Israel's blockade of the West Bank and Gaza Strip is causing food and medicine shortages and creating a health-care crisis for Palestinians, Israeli and Palestinian officials warned Tuesday.
Across the West Bank, thousands of Palestinians staged peaceful protest marches, waving Palestinian flags and calling for an end to security measures imposed after Islamic militants carried out four suicide bombings in nine days inside Israel.
Western diplomats also voiced concern about the Israeli measures.
"The Israelis are going to have to choose soon between keeping the closure on and witnessing bread riots in Gaza," said one senior Western diplomat, speaking on condition of anonymity.
The blockade's hardships are beginning to get attention in the Israeli press, and the Cabinet on Tuesday reportedly was discussing ways to ease the restrictions.
Israeli newspapers ran a horror story Tuesday about a 3-month-old Palestinian boy who died after soldiers prevented his parents from rushing him from Kalqilya to a hospital in nearby Tulkarm for treatment of an asthma attack.
While it insisted that there was "no causal relationship" between the delay at the roadblock and the infant's death, the army said the deputy commander of Israel's joint patrol in the Kalqilya area will face court-martial for "having demonstrated insufficient sensitivity."

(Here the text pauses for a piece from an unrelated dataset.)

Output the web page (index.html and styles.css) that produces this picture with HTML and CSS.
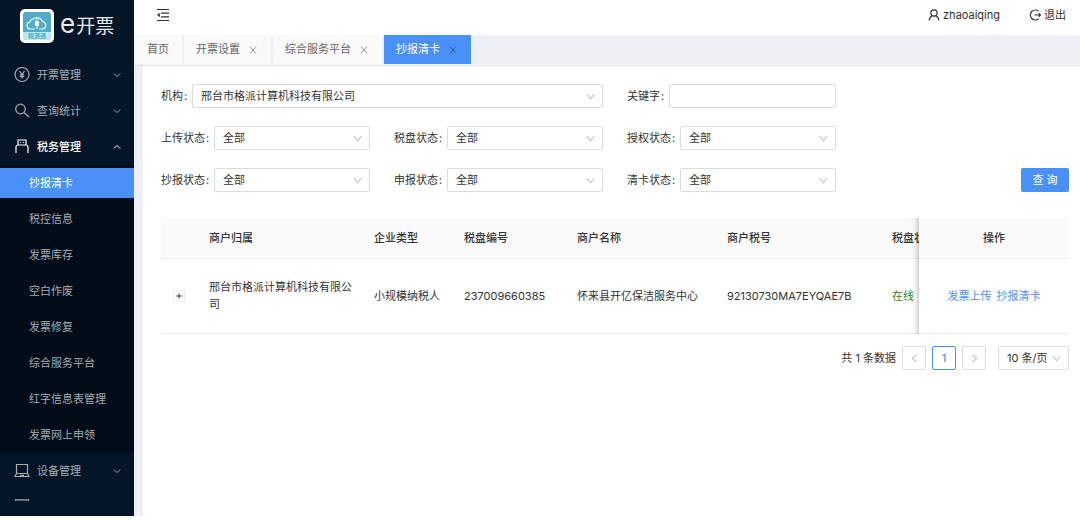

The army also announced that it will issue humanitarian permits for Palestinians seeking medical care, and it allowed dozens of trucks carrying staples to cross from Egypt into Gaza.
The army has been preventing Palestinians from moving freely between about 475 West Bank cities, towns and villages since March 5. That was a day after the last of four bombs exploded in Israeli cities over a nine-day stretch, killing more than 60 people and wounding many more. Israeli Prime Minister Shimon Peres declared war on Hamas, the Islamic militant organization that claimed responsibility for the bombings, and on the smaller Islamic Jihad militant group.
Israel barred about 60,000 Palestinian laborers from going to their jobs inside Israel and increased permits to workers from abroad to fill positions held by Palestinians. It set up roadblocks at the entrances to villages and towns across the West Bank, banning travel by Palestinians between communities for any reason.
In addition, food supplies normally delivered daily from Israeli distributors to West Bank grocers are being blocked, and Palestinian grocers say they are running short of staples.
The security measures are popular with a badly frightened Israeli public. But they are beginning to make some Cabinet ministers uneasy.
"We cannot continue with an absolute closure for a prolonged period," Finance Minister Avraham Shohat said Tuesday on Israel Radio. "Personal security takes precedence, but arrangements have to be made so that goods can go in which the population needs."
But Peres remains under intense political pressure to keep the blockade in force. The closure also is intended to increase pressure on Palestinian Authority President Yasser Arafat to do more to help Israel in its campaign to uproot Hamas and Islamic Jihad.
Arafat said Sunday that he will smuggle flour into Gaza himself if the Israelis don't ease the blockade.